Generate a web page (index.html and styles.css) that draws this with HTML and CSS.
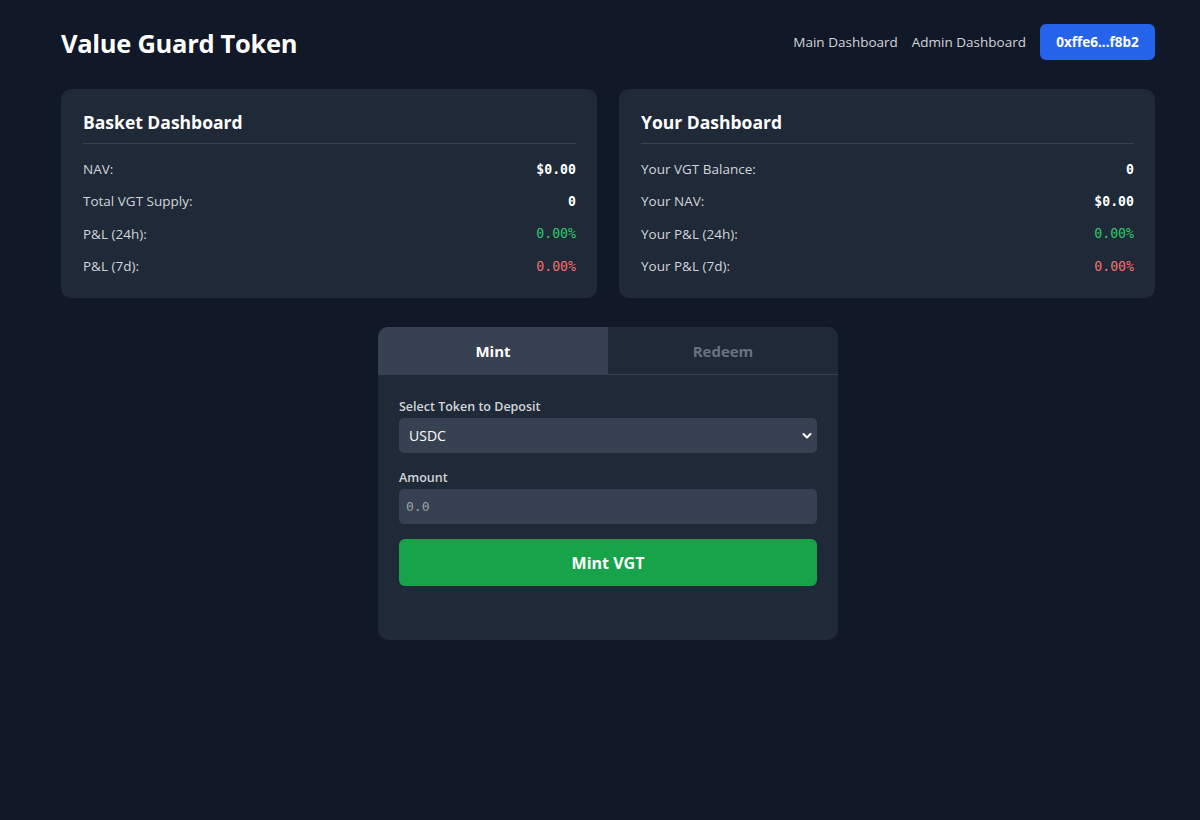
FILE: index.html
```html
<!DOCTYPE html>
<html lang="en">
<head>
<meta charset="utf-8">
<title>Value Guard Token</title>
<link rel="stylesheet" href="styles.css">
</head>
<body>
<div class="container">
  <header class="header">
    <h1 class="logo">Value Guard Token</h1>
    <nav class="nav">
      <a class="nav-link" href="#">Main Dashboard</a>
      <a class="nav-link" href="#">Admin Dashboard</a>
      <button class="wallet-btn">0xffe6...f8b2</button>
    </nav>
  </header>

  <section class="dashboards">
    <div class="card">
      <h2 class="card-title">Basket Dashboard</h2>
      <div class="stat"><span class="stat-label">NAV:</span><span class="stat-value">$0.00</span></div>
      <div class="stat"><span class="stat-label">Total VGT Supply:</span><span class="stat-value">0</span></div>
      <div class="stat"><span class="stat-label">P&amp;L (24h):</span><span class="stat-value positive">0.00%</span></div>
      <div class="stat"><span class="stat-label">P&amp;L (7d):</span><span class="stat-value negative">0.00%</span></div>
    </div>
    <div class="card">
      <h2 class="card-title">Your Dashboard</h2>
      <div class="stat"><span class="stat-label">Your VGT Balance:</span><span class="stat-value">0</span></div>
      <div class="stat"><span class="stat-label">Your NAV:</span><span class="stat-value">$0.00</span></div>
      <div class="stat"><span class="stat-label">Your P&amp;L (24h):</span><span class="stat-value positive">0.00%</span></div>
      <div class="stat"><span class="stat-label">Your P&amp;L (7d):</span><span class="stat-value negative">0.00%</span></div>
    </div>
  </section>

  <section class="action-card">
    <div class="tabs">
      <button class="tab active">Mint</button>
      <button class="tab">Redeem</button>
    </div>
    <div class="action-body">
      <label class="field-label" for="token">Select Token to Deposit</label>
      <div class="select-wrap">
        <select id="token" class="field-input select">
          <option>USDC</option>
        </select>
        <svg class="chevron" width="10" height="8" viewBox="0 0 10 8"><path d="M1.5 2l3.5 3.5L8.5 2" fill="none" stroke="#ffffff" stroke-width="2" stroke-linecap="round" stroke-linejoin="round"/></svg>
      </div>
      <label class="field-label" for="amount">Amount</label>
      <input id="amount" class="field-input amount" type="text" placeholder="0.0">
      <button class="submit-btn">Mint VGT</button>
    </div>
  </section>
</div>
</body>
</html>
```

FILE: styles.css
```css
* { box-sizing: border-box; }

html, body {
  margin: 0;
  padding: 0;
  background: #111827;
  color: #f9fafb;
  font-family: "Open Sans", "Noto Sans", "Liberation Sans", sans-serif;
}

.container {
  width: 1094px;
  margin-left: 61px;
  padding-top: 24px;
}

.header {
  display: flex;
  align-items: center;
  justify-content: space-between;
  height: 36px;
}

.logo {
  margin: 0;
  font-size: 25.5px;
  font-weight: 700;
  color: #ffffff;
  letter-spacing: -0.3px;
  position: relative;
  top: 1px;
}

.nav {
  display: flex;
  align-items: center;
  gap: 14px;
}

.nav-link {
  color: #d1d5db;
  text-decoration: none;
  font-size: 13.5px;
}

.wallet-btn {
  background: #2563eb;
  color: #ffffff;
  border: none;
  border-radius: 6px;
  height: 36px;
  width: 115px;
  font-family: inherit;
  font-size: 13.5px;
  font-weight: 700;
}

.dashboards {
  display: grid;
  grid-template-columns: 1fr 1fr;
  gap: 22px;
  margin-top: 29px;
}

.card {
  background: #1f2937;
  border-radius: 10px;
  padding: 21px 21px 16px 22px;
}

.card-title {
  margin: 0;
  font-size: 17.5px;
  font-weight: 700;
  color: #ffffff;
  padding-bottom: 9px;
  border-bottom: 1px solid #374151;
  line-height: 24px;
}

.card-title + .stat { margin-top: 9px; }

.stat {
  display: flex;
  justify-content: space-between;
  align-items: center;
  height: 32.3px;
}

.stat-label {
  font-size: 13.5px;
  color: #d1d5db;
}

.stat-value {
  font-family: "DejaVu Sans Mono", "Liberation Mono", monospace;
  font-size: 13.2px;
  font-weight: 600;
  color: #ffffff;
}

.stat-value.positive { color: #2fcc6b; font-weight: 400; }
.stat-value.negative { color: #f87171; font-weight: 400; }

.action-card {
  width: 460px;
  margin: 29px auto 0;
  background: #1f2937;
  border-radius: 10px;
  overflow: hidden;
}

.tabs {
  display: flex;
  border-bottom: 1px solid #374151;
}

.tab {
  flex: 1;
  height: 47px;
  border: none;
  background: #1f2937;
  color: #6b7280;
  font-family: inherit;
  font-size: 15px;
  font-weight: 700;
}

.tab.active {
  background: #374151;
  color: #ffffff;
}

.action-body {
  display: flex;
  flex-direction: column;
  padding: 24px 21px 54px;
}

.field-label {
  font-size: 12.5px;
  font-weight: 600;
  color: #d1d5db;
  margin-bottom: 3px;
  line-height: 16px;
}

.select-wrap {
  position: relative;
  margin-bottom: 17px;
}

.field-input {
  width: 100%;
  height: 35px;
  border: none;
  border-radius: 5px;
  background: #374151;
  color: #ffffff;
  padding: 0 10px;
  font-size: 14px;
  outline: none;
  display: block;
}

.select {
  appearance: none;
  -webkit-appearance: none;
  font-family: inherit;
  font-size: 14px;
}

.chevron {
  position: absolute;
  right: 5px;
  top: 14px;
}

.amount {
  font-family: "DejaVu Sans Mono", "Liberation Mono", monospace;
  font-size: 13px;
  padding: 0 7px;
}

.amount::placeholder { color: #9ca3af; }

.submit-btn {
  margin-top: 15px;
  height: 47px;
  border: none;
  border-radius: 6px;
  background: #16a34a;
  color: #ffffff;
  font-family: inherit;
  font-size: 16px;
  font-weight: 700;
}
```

...

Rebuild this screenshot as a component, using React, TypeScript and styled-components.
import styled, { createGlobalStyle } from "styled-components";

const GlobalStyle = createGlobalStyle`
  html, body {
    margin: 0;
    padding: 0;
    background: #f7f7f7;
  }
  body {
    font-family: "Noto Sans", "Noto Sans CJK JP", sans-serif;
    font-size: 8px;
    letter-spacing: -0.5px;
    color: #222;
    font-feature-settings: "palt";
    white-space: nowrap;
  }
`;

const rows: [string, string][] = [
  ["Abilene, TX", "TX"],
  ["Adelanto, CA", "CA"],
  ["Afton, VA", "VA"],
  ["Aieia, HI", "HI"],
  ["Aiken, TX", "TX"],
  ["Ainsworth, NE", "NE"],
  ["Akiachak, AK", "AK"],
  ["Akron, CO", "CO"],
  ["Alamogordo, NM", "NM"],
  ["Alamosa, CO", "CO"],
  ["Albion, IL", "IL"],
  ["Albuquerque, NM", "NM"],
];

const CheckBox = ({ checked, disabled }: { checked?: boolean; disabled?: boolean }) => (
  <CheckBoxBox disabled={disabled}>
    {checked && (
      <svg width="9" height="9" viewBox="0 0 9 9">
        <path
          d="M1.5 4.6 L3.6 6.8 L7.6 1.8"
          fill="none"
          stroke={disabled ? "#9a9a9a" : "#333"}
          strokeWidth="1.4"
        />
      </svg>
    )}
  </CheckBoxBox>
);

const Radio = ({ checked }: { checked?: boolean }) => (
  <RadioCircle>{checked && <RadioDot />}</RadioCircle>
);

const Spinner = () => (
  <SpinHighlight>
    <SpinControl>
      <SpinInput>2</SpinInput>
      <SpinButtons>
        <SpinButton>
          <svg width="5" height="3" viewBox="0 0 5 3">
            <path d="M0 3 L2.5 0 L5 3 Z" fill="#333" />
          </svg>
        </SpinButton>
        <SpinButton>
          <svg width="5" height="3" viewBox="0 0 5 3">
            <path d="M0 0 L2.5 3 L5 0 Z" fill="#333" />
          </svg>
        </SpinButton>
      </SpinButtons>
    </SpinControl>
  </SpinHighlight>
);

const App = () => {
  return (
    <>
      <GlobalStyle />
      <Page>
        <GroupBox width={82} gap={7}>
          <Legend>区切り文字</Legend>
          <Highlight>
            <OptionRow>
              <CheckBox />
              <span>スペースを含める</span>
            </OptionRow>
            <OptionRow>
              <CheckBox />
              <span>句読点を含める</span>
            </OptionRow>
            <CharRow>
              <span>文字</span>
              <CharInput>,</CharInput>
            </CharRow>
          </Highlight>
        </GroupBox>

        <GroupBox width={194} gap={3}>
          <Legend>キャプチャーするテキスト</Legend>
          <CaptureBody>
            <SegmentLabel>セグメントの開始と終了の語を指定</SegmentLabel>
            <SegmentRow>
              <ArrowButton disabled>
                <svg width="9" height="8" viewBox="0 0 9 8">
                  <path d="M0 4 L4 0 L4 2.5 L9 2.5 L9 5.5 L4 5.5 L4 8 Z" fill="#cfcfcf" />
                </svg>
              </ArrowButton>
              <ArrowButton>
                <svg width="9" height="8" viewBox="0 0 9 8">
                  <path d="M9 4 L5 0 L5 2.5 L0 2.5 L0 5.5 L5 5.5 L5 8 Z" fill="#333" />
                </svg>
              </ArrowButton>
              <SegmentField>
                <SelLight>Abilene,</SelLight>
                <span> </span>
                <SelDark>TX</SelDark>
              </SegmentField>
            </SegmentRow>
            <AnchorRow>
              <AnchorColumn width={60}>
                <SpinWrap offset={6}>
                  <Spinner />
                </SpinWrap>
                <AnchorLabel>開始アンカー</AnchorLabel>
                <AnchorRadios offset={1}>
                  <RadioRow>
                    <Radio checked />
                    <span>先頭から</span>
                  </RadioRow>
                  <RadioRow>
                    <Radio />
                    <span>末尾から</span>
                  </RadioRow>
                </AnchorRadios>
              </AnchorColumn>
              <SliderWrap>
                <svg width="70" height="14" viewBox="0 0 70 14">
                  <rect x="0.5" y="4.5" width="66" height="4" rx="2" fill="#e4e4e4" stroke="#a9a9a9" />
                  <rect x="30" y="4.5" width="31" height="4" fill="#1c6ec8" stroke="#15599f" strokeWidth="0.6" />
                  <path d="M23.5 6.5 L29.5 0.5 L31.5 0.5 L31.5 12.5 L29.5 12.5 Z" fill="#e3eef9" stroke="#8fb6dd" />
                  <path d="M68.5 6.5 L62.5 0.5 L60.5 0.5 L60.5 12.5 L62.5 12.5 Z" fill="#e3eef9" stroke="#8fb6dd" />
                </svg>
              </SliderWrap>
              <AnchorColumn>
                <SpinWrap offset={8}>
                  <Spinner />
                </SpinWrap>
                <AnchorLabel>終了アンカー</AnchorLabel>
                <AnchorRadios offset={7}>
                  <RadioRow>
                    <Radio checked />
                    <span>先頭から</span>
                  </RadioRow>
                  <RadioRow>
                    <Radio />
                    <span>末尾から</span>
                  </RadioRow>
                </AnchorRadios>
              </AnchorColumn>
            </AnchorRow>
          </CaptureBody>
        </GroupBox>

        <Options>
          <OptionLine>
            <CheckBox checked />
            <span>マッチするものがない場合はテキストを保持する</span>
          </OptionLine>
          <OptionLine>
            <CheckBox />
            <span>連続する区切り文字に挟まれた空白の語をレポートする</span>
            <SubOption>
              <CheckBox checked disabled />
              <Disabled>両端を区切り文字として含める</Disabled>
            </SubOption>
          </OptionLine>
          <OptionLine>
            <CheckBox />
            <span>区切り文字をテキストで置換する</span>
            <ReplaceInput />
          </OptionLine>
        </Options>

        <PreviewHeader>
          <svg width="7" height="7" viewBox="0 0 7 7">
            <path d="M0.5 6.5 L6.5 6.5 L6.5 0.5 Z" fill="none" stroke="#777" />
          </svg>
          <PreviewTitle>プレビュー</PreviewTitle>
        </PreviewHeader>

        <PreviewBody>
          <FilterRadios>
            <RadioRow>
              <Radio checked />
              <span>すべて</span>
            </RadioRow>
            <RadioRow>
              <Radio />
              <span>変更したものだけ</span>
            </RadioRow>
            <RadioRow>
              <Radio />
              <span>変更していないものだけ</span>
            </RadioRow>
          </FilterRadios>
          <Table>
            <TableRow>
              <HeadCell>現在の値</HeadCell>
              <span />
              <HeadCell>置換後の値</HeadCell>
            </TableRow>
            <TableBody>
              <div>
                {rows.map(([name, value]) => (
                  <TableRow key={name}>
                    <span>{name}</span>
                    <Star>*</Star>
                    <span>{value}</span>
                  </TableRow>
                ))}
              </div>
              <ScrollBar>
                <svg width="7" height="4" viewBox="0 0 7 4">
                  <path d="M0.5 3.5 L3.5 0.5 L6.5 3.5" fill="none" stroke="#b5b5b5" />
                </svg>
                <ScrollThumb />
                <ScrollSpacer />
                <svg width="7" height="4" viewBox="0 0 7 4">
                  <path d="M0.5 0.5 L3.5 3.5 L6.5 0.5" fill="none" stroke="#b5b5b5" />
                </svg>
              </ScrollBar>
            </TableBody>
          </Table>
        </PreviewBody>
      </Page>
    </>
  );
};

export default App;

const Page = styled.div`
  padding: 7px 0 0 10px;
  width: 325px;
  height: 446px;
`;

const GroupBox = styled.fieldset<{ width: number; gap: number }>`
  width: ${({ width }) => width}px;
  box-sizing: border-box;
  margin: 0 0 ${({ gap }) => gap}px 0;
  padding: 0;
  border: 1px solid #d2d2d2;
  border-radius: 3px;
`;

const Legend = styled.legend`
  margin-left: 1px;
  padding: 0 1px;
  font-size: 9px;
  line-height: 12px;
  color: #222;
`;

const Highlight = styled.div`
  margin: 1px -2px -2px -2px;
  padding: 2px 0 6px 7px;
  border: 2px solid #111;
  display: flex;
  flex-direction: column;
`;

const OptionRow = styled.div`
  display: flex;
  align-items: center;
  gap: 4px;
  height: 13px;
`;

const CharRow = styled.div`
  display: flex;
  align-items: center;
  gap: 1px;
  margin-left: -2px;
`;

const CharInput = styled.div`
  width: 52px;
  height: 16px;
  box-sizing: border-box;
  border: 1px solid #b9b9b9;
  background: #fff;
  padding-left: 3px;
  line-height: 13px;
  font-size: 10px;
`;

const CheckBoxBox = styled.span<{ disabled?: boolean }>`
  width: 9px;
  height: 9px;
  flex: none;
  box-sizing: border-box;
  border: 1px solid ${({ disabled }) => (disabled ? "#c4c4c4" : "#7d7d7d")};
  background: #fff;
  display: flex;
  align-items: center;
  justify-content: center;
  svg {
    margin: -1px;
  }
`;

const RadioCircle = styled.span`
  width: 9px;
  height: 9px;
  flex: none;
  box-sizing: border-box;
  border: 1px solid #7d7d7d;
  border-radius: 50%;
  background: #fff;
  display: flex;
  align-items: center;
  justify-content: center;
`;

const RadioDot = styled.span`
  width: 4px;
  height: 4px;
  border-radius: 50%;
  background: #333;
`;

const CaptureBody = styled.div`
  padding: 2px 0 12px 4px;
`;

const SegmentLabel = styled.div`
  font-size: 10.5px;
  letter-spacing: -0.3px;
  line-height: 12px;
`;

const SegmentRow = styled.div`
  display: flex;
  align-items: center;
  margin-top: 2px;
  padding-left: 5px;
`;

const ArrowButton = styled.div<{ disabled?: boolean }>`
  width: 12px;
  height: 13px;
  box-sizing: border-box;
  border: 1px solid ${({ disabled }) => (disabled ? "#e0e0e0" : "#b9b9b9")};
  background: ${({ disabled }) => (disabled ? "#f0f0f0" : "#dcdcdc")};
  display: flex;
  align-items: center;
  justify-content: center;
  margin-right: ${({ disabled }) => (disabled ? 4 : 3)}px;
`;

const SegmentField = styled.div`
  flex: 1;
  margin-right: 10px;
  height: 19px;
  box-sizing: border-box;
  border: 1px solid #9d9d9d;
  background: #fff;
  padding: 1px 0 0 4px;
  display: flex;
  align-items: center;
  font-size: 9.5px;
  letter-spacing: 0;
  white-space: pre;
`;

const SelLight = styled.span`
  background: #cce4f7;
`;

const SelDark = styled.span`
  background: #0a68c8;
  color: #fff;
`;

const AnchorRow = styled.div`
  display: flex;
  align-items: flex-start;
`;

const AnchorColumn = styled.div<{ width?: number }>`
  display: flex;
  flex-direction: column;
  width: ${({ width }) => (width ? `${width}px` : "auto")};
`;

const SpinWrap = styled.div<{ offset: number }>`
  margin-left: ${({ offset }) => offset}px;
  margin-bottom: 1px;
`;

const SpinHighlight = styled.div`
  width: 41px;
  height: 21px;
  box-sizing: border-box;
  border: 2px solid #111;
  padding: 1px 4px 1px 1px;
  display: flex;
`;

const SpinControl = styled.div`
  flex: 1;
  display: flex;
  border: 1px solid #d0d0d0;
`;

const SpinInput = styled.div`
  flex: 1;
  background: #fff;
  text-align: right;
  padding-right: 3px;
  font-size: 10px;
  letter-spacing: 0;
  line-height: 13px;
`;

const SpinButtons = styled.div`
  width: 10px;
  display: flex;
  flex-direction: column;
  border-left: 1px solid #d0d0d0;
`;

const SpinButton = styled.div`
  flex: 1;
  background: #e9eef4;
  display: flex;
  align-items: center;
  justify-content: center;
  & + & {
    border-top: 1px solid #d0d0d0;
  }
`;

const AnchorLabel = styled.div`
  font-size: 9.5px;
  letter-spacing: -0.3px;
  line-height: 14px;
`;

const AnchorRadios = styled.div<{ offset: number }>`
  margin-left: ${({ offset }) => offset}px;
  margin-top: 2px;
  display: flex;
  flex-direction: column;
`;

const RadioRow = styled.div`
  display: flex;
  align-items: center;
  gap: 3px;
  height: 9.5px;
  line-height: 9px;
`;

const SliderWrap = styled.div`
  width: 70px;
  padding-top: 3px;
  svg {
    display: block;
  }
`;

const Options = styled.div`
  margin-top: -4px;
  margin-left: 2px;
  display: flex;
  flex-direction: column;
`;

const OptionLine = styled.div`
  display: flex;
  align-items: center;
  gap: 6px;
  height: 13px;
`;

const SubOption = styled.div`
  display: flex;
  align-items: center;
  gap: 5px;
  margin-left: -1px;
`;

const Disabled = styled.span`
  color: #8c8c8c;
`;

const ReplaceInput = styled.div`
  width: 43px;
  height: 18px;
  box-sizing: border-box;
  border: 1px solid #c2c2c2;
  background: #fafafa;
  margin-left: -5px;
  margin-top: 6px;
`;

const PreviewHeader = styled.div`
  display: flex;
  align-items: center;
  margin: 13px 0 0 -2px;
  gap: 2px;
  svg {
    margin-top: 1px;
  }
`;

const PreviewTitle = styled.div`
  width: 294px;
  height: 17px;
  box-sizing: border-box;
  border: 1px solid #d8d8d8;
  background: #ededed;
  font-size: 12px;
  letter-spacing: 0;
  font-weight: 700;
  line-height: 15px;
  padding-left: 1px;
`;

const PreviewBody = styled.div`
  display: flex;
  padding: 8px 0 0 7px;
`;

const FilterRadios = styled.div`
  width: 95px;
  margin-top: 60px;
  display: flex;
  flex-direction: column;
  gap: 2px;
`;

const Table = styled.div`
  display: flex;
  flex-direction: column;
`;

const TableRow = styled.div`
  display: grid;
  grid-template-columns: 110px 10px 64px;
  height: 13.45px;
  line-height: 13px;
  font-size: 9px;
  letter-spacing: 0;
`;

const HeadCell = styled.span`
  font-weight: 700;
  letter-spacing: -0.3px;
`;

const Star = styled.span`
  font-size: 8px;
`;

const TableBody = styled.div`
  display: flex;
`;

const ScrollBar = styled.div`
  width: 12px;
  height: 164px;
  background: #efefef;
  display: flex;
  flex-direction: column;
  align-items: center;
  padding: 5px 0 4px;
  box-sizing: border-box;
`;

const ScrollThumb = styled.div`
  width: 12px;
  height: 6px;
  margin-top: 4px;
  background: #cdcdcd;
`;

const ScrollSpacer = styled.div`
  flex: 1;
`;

OBJECTIVE.
Look above for lines with the word "styles" and copy them all.

EXPECTED OUTPUT.
Generate a web page (index.html and styles.css) that draws this with HTML and CSS.
<link rel="stylesheet" href="styles.css">
FILE: styles.css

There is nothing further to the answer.